Now, about Trinal reduction (Trikon Shodhana) with reference to Ashtak Vargas. First draw a Kundali of Rāśis, as usual. Mark benefic dots of Ashtak Varg of the Grah required and then Trikon reductions should be made.
Notes: The author now deals with the Bandhu system of assessing longevity. For detailed calculations of Ashtak Varg system refer to works, like Brihat Jataka, Saravali, Dr. B.V. Raman’s Ashtak Varg System of Predictions etc. Simultaneously, Ch. 17 infra may also be seen. For the purpose of deductions take the sets of Mesh and its Konas, Vrishabh and its Konas, Mithun and its Konas and Kark and its Konas In each set, whichever is the least, put the same in the other two. If one of the three is vacant, no change should be made in the other two. If two Rāśis are vacant, then the third one should also be made dotless. Lastly, if all the three Rāśis are equal with dots, vacate dots in all the three Rāśis.
The above is the method of trinal reductions. Now the method of reduction to the pairs of Rāśis, which have common lords is explained below. This is called Ekadhipathya Shodhana. This reduction is applicable, when there are benefic dots in both the Rāśis owned by a Grah. Should there be less number of dots in a Rāśi, while the other Rāśi (of the same Grah) is not occupied, the smaller number of dots shall be used for both the Rāśis. If the occupied Rāśi has more dots than the occupied Rāśi, then make the dots nil in the unoccupied Rāśi. (The occupation can be by any Grah) Similar reduction applies, when there are equal number of dots in both the Rāśis owned by a Grah, but one of them should be free from occupation.

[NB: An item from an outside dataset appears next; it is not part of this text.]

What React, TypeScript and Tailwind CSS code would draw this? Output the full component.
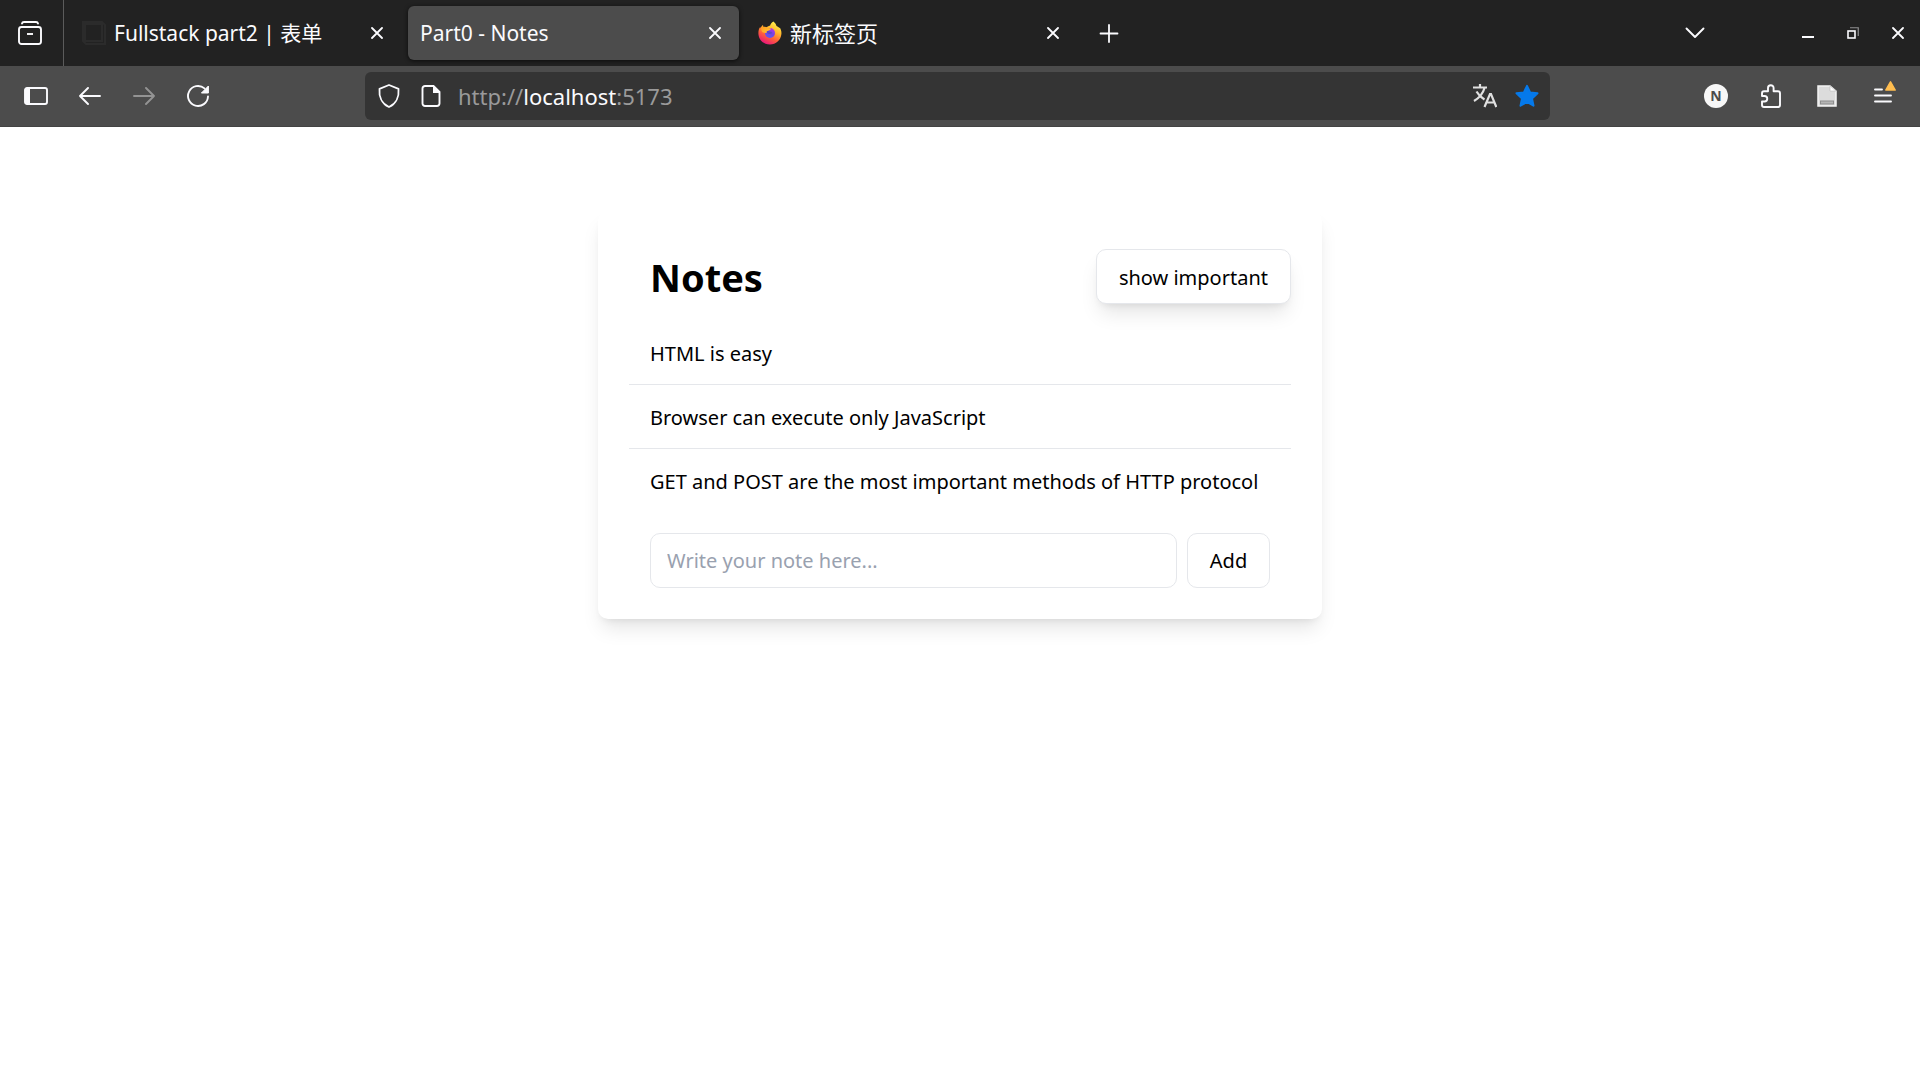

Should both the Rāśis be occupied, no reduction shall be made. Should there be the same number of dots in both the Rāśis, which are not occupied, dots should be made nil in both the Rāśis. If one of the Rāśis is vacant in respect of dots, retain dots in the other Rāśi. The rules for Ekadhipathya Shodhana do not apply to Kark and Simh.
Notes: The suggestions given in Slokas 32-37 are for reductions applicable to two Rāśis owned by one Grah and are called Ekadhipathya reductions,
The final figures in each Rāśi, after effecting trinal reduction as well, as Ekadhipathya reduction, as above, be multiplied by the concerned Rāśi multipliers and, if a particular Rāśi is occupied the figure must be multiplied by the respective Grah’s multiplier. The Rāśi multipliers from Mesh onwards are: 7, 10, 8, 4, 10, 5, 7, 8, 9, 5, 11 and 12, respectively. ‘The figures of multiplication for Guru, Mangal, Śukr and Budh are 10, 8, 7 and 5, respectively.
The multiplier is 5, or other Grahas (i.e. for Sūrya, Candr and Śani). The multipliers for Rāśis and Grahas should be treated separately. The dots in the 12 Rāśis, obtained after Trinal and Ekadhipathya reductions should be multiplied by Rāśi multipliers individually. Should a Rāśi be occupied by a Grah, the dots should be multiplied by Grah Gunakara.
The Rāśi figure and Grah figure (as obtained through process explained in Slokas 38-40½) should be added in respect of each Grah, together. (This can be called Shodya Pinda. This Pinda should be multiplied by 7 and divided by 27. The quotient is years of longevity by the Grah concerned. Multiply the remainder by 27 to get months. The next remainder is multiplied by 30 and divided by 27 to get days. The latest remainder is multiplied by 60 and divided by 27 to get Ghatis. 27 years make one Mandala and so the years in excess of 27 (for each Grah) should be rejected.
Notes: According to Sambhu Hora, if the contribution of years is in excess of 27, but less than 54, then subtract the quotient from 54. If the quotient is more than 54, subtract it from 81 and, if above 81 subtract from 108.
The contribution of each Grah should be worked out, as explained in the Slokas above.
The contribution of a Grah should be halved, if it is yuti with another Grah. Similar halving should be done, if a Grah is debilitated, or eclipsed. For a Grah posited in an enemy’s Bhava, the loss is one third. This applies also to those in the visible half of the Zodiac, those, that have lost in war between Grahas and those, that are in the Pata range of the luminaries.
When a Grah warrants repeated deductions, then, only the highest should be done. The figures for all the Grahas should be added together and multiplied by 324 and divided by 365.